In remarks which appeared to signal limits to how far the Zimbabwe government is prepared to go to satisfy the international community as to the freedom and fairness of its elections, President Robert Mugabe has warned the West not to interfere with what he says are Zimbabwean internal affairs in elections due next year.
Delivering his annual state of the union address in parliament Tuesday, Mr. Mugabe said that only “friendly and objective” countries will be allowed to send observers to the elections which his government says will be held in March, following a round of local council elections scheduled to be held in January.
Mr. Mugabe said Zimbabwe will hold elections guided by the “constitution and laws as we have always done." Charges of political violence, intimidation and ballot rigging tarnished general elections in 2000 and 2005, and the presidential election in 2002 in which Mr. Mugabe was re-elected. He says he will seek re-election in 2008.
The statement raised further questions as to whether the president is committed to putting into practice the accords eventually agreed on by negotiators from his ruling ZANU-PF party and the opposition Movement for Democratic Change who have been engaged in crisis resolution talks under South African mediation since March.

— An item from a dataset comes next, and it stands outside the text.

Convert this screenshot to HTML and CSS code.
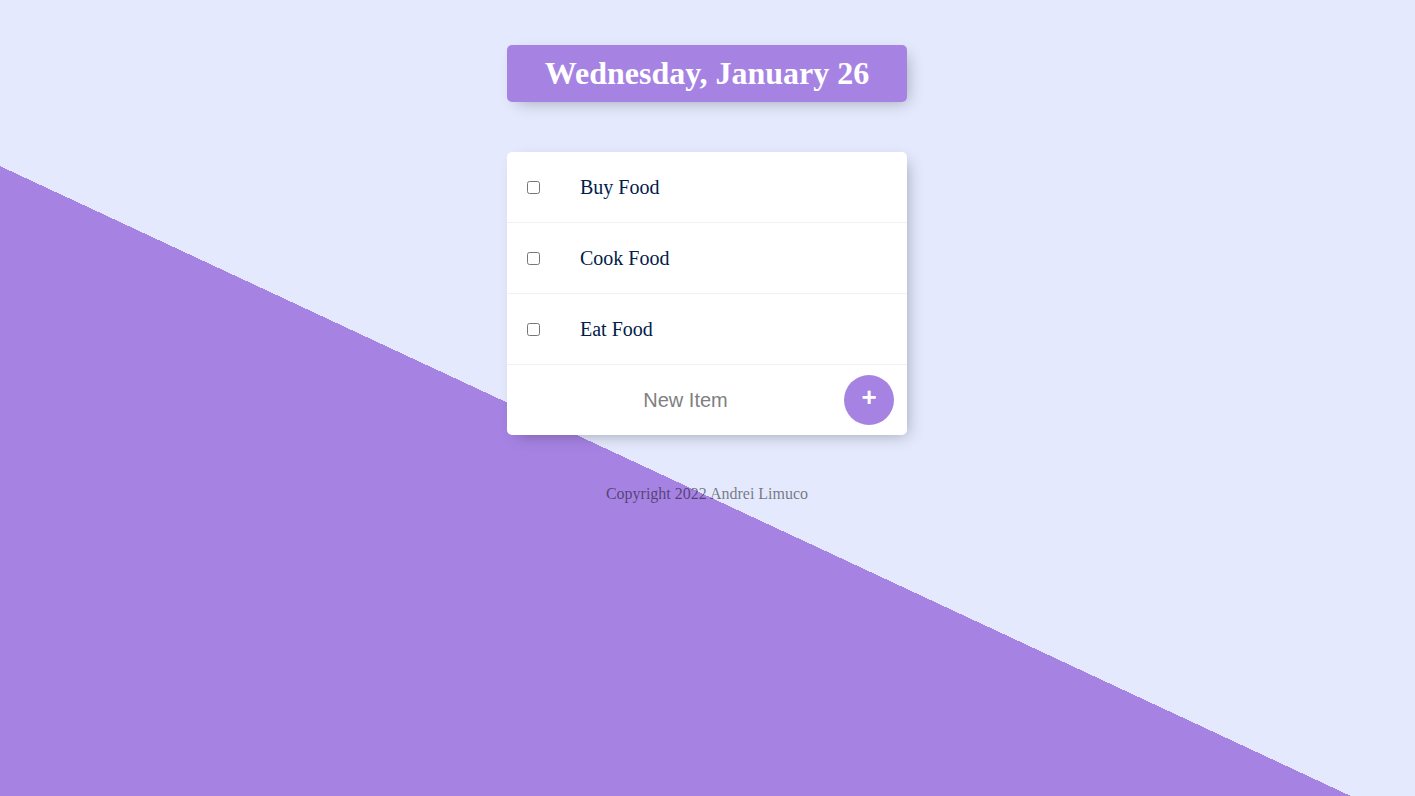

The most important focus of the talks as far as the opposition is concerned is electoral reform, including guarantees that the next elections will be free and fair, a guarantee which many observers say can't be honored without international monitoring.
Researcher Patrick Rankumise of the Africa Institute in Pretoria, South Africa, a specialist on the Southern African Development Community, told reporter Carole Gombakomba of VOA's Studio 7 for Zimbabwe that SADC must enforce its principles and guidelines and compel Zimbabwe to comply with international standards.